Should I preserve the brand names of acquired garage door businesses or consolidate them under a single platform brand?

Preserve local brand names and Google review profiles in every case, at least through the hold period. A garage door business operating as 'Apex Garage Doors' in the northern suburbs with 4.8 stars and 400 reviews has built a genuine competitive moat in that territory — rebranding destroys that equity and signals change to customers who value consistency. The winning model is a branded house with a holding company identity used for investor and lender communications, while customer-facing operations, websites, phone numbers, and Google profiles remain under the original local brand. You can surface the platform brand quietly — 'Apex Garage Doors, a [Platform Name] company' — without disrupting the customer relationships that underpin the valuation.

What are the most common mistakes buyers make when building a garage door services roll-up?

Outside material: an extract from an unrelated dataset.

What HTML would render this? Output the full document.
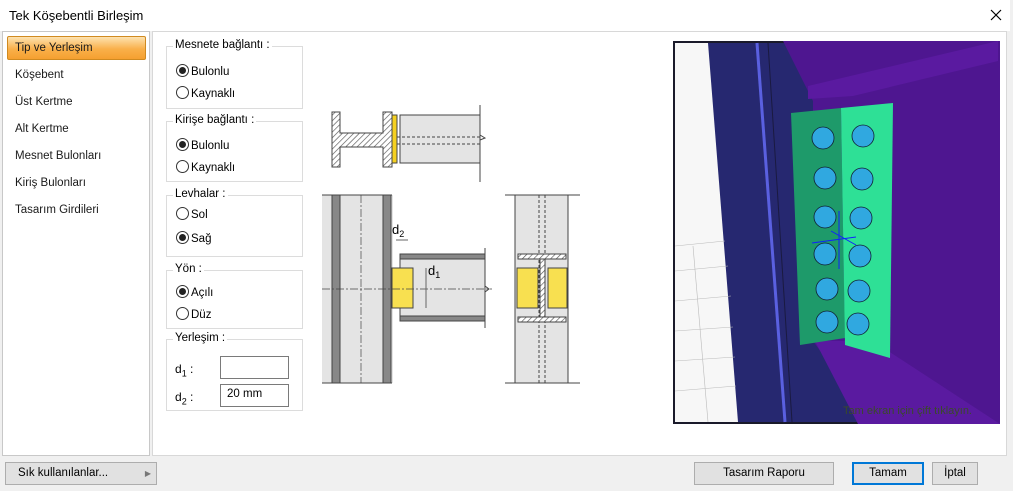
<!DOCTYPE html>
<html><head><meta charset="utf-8"><style>
*{box-sizing:border-box;margin:0;padding:0}
body{width:1013px;height:491px;overflow:hidden;background:#f0f0f0;font-family:"Liberation Sans",sans-serif;font-size:12px;color:#000;position:relative}
.abs{position:absolute}
.title{left:0;top:0;width:1010px;height:31px;background:#fff}
.title span{position:absolute;left:9px;top:8px;font-size:13px}
.left{left:2px;top:31px;width:148px;height:425px;background:#fff;border:1px solid #c8c8c8}
.item{position:absolute;left:12px;font-size:11.5px;color:#1a1a1a}
.sel{position:absolute;left:4px;top:4px;width:139px;height:24px;border:1px solid #d08a20;border-radius:2px;background:linear-gradient(#fde2b0,#f9b04a 55%,#f5a030)}
.main{left:152px;top:31px;width:855px;height:425px;background:#fff;border:1px solid #d8d8d8}
.grp{position:absolute;left:166px;width:137px;border:1px solid #dcdcdc}
.grp .lg{position:absolute;left:6px;top:-8px;background:#fff;padding:0 2px;font-size:11.5px}
.rad{position:absolute;left:9px;font-size:11.5px}
.rad i{display:inline-block;width:13px;height:13px;border:1px solid #333;border-radius:50%;vertical-align:-2px;margin-right:2px;position:relative}
.rad i.on:after{content:"";position:absolute;left:2px;top:2px;width:7px;height:7px;border-radius:50%;background:#222}
.inp{position:absolute;border:1px solid #7a7a7a;background:#fff;width:69px;height:23px;font-size:11.5px;padding:3px 6px}
.btn{position:absolute;top:462px;height:23px;border:1px solid #adadad;background:#e1e1e1;font-size:11.5px;text-align:center;line-height:21px}
</style></head><body>
<div class="abs title"><span>Tek Köşebentli Birleşim</span>
<svg class="abs" style="left:990px;top:9px" width="12" height="12"><path d="M1 1L11 11M11 1L1 11" stroke="#000" stroke-width="1.2"/></svg></div>
<div class="abs left">
<div class="sel"></div>
<div class="item" style="top:10px">Tip ve Yerleşim</div>
<div class="item" style="top:37px">Köşebent</div>
<div class="item" style="top:64px">Üst Kertme</div>
<div class="item" style="top:91px">Alt Kertme</div>
<div class="item" style="top:118px">Mesnet Bulonları</div>
<div class="item" style="top:145px">Kiriş Bulonları</div>
<div class="item" style="top:172px">Tasarım Girdileri</div>
</div>
<div class="abs main"></div>
<div class="grp" style="top:46px;height:63px"><span class="lg">Mesnete bağlantı :</span>
<div class="rad" style="top:17px"><i class="on"></i>Bulonlu</div><div class="rad" style="top:39px"><i></i>Kaynaklı</div></div>
<div class="grp" style="top:121px;height:61px"><span class="lg">Kirişe bağlantı :</span>
<div class="rad" style="top:16px"><i class="on"></i>Bulonlu</div><div class="rad" style="top:38px"><i></i>Kaynaklı</div></div>
<div class="grp" style="top:195px;height:62px"><span class="lg">Levhalar :</span>
<div class="rad" style="top:11px"><i></i>Sol</div><div class="rad" style="top:35px"><i class="on"></i>Sağ</div></div>
<div class="grp" style="top:270px;height:59px"><span class="lg">Yön :</span>
<div class="rad" style="top:14px"><i class="on"></i>Açılı</div><div class="rad" style="top:36px"><i></i>Düz</div></div>
<div class="grp" style="top:339px;height:72px"><span class="lg">Yerleşim :</span>
<div class="abs" style="left:8px;top:22px;font-size:12px">d<sub style="font-size:9px">1</sub> :</div>
<div class="abs" style="left:8px;top:50px;font-size:12px">d<sub style="font-size:9px">2</sub> :</div>
<div class="inp" style="left:53px;top:16px"></div>
<div class="inp" style="left:53px;top:44px">20 mm</div></div>

<svg class="abs" style="left:0;top:0" width="670" height="460">
<defs><pattern id="h" width="4" height="4" patternUnits="userSpaceOnUse" patternTransform="rotate(45)"><rect width="4" height="4" fill="#fff"/><line x1="0" y1="0" x2="0" y2="4" stroke="#555" stroke-width="1.3"/></pattern></defs>
<g stroke="#444" stroke-width="1">
<path d="M332 112h8v21h43v-21h9v55h-9v-20h-43v20h-8z" fill="url(#h)"/>
<rect x="392" y="115" width="5" height="48" fill="#f5d020"/>
<rect x="400" y="115" width="80" height="48" fill="#e4e4e4"/>
<path d="M480 105v30l5 3-5 2v42" fill="none"/>
<path d="M397 137h83M397 144h83" stroke-dasharray="3 2" fill="none"/>
<rect x="322" y="195" width="71" height="188" fill="#e4e4e4" stroke="none"/>
<path d="M322 195h70M322 383h70M505 195h75M505 383h75" />
<rect x="332" y="195" width="8" height="188" fill="#888"/>
<rect x="383" y="195" width="8" height="188" fill="#888"/>
<rect x="400" y="258" width="85" height="58" fill="#e4e4e4"/>
<rect x="400" y="254" width="85" height="5" fill="#888"/>
<rect x="400" y="316" width="85" height="5" fill="#888"/>
<rect x="392" y="268" width="21" height="40" fill="#f8e050"/>
<path d="M485 248v38l4 3-4 3v36" fill="none"/>
<path d="M322 289h170M361 195v188" stroke-dasharray="8 2 2 2" stroke-width=".7" fill="none"/>
<path d="M426 268v40M396 240h12" stroke="#666" fill="none"/>
<rect x="515" y="195" width="53" height="188" fill="#e4e4e4"/>
<path d="M539 195v188M545 195v188" stroke-dasharray="3 2" fill="none"/>
<rect x="517" y="268" width="21" height="40" fill="#f8e050"/>
<rect x="548" y="268" width="19" height="40" fill="#f8e050"/>
<rect x="518" y="254" width="48" height="5" fill="url(#h)"/>
<rect x="518" y="317" width="48" height="5" fill="url(#h)"/>
<path d="M540 259h5v58h-5z" fill="url(#h)"/>
</g>
<text x="392" y="234" font-size="13" font-family="Liberation Sans">d<tspan font-size="9" dy="3">2</tspan></text>
<text x="428" y="275" font-size="13" font-family="Liberation Sans">d<tspan font-size="9" dy="3">1</tspan></text>
</svg>

<svg class="abs" style="left:673px;top:41px" width="327" height="383">
<rect width="327" height="383" fill="#262870"/>
<rect x="1" y="1" width="325" height="381" fill="none" stroke="#1a1a2a" stroke-width="2"/>
<path d="M2 2h33l30 379H2z" fill="#f7f7f7"/>
<path d="M2 205L52 200M2 230L55 225M2 260L58 255M2 290L60 286M2 320L62 316M20 205L35 381M2 350L63 345" stroke="#bbb" stroke-width=".6"/>
<path d="M84 2l28 379" stroke="#5a60e0" stroke-width="3"/>
<path d="M95 2l24 379" stroke="#1a1a40" stroke-width="1"/>
<path d="M110 0h217v383H200L140 300V60z" fill="#4e1690"/>
<path d="M135 45L325 0v20L180 55l-45 3z" fill="#5a1aa0"/>
<path d="M142 300L200 300 327 383H185z" fill="#5a1aa0"/>
<path d="M118 72l50-5 4 230-45 7z" fill="#1e9a6a"/>
<path d="M168 67l52-5-3 255-45-13z" fill="#2ee096"/>
<g fill="#30a8e0" stroke="#123" stroke-width=".8">
<circle cx="150" cy="97" r="11"/><circle cx="152" cy="137" r="11"/><circle cx="152" cy="176" r="11"/><circle cx="152" cy="213" r="11"/><circle cx="154" cy="248" r="11"/><circle cx="154" cy="281" r="11"/>
<circle cx="190" cy="95" r="11"/><circle cx="189" cy="138" r="11"/><circle cx="188" cy="177" r="11"/><circle cx="187" cy="215" r="11"/><circle cx="186" cy="250" r="11"/><circle cx="185" cy="283" r="11"/></g>
<path d="M166 170v58M139 202l44-6M158 190l25 14" stroke="#1020ff" stroke-width="1"/>
<text x="170" y="373" font-size="11" fill="#3a4a2a" font-family="Liberation Sans">Tam ekran için çift tıklayın.</text>
</svg>

<div class="btn" style="left:5px;width:152px;text-align:left;padding-left:12px">Sık kullanılanlar...<span style="position:absolute;right:5px;font-size:8px;color:#777">▶</span></div>
<div class="btn" style="left:694px;width:140px">Tasarım Raporu</div>
<div class="btn" style="left:852px;width:72px;border:2px solid #0078d7;line-height:19px">Tamam</div>
<div class="btn" style="left:932px;width:46px">İptal</div>
</body></html>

The most frequent and costly error is acquiring a second business before the first is fully stabilized — meaning before centralized dispatch is implemented, a general manager is in place, and service agreement programs are generating consistent results. Other common mistakes include underestimating technician retention costs post-acquisition (experienced technicians have options and will leave if they feel uncertain about the new owner's intentions), failing to negotiate supplier volume pricing before the second acquisition closes (leaving significant margin improvement on the table), and over-leveraging early acquisitions with debt structures that leave no cash flow cushion for integration costs or slow seasons. Finally, many roll-up buyers focus exclusively on revenue and ignore fleet age — inheriting three trucks with 200,000+ miles each can generate $150K–$300K in unplanned capital expenditure within the first 24 months, materially impacting platform cash flow and lender relationships.